THE CASTLE OF OTRANTO purports to be an actual translation of an Italian manuscript (printed in Naples in 1529, and then rediscovered in the library of an old Catholic family in the north of England) about the downfall of Manfred, the Prince of Otranto during the Crusades.  Manfred plans to marry his sickly 15-year-old son Conrad to Isabella, the daughter of the Marquis of Vicenza, but before that can happen Conrad is killed by a giant helmet that falls from the sky.  (Yes, you read that right.  It just falls out of the sky, WHOMP, and little Conrad is just a smear, and all this happens in the first few pages.  Walpole doesn't waste time.)  After a hasty funeral, Manfred informs Isabella that he's going to divorce his lawful wife Hippolita and marry her instead.  A peasant, Theodore, announces that the helmet is identical to one worn by a statue of Prince Alfonso the Good (a former ruler of Otranto) in the nearby chapel of St. Nicholas.  Manfred imprisons him, then goes after Isabella.  While hiding from the priapic prince, Isabella meets Theodore, and they venture through an underground tunnel to the aforementioned chapel, and then...oh, I won't recount it all.  There's a lot of plot and counterplot, subterranean passages, secret panels, more pieces of giant armor showing up, a real giant appearing here and there, a bleeding statue, a skeleton in a hermit's robe, a confrontation in a cave, a portrait that steps out from its frame, romantic intrigue, murder, ghosts, and an apocalyptic finale.  (And interestingly enough, it seems that there was a real Manfred, a ruler of Sicily from 1258 to 1266, and some details of his life may have inspired the novel, and he DID own a castle called Otranto...but that's all remote and tenuous.)



CASTLE is full-throttle Gothicism from start to finish; I can't help but wonder if Walpole was aware that he was essentially writing the handbook for a new literary style.  And so much of it is so over-the-top, it often seems as if Walpole had his tongue firmly in his cheek while writing it.  There's often a feel that this is all a joke, as if he was wondering if he could write something as absurd as possible and pass it off as a real document.  I don't know if anyone really swallowed it, but in the second edition he owned up to it and admitted he made it all up.  The characters are given little depth or backstory, and the few that do have backgrounds have them only as plot devices.  Manfred has the most depth of any of them, and is the first of the great Gothic hero-villains who came to dominate the genre.  He has nobler instincts and knows the difference between right and wrong, but is too driven by sexual lusts and personal ambitions to let his higher nature guide him.  Sometimes he seems to truly hate himself for what he's doing, but then his passions overcome him and he goes ahead anyway.  He swings between relishing the mayhem he's causing, and repenting of it.  He's juicy fun.

It's also interesting to see that OTRANTO is free of the Catholic-bashing that came to dominate the genre in later years.  And it doesn't shy away from the supernatural, unlike later novels that played a Scooby-Doo game with it, like in Mrs.

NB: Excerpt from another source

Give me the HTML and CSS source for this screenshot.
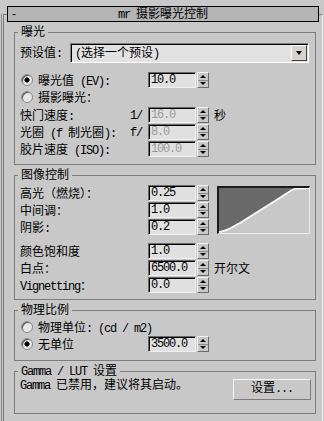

Radcliffe's THE MYSTERIES OF UDOLPHO.  And it has to be said that some of Walpole's supernatural terrors lack bite, either because we're modern readers used to far worse, or because they're a bit ridiculous and may not have been intended to be all that horrifying.  But the scene of the talking skeleton still packs a whallop; while I giggled at some of the other things going on, that part actually gave me the shivers.

Horace Walpole, the 4th Earl of Orford (1717-1797) published a handful of novels, but was also an art historian, letter-writer, antiquarian and politician.  He was a member of Parliament from 1741 to 1768.  He also built Strawberry Hill, a Gothic architectural fantasia that along with OTRANTO is his most enduring work.


He also wrote a ton of letters, coined the world "serendipity," and wrote about the history of painting and gardening.  Strawberry Hill and OTRANTO were both big influences on a revived interest in medievalism and gothicism that reached its peak in the Victorian age, and was treasured by later architects and critics like Ralph Adams Cram.  And OTRANTO itself paved the way for modern writers, for which we should all be grateful.  He died childless and unmarried (there's been speculation that he was gay or asexual, nobody seems to know for sure), and the title of Earl of Orford died with him.

So should you read OTRANTO?  Absolutely.  It's good juicy gothicism, still highly readable, and worthwhile for anyone interested in the origins of modern horror.  Get a copy and read it to your friends on a windy winter night.


THE CASTLE OF OTRANTO is available in modern reprintings in many bookstores.  You shouldn't have much problem locating a cheap copy in your favorite used-book store, though.  Obviously, it's in the public domain, and you can download free copies from various sites on the aethernet.  Librivox also has a free audio version for downloading as well.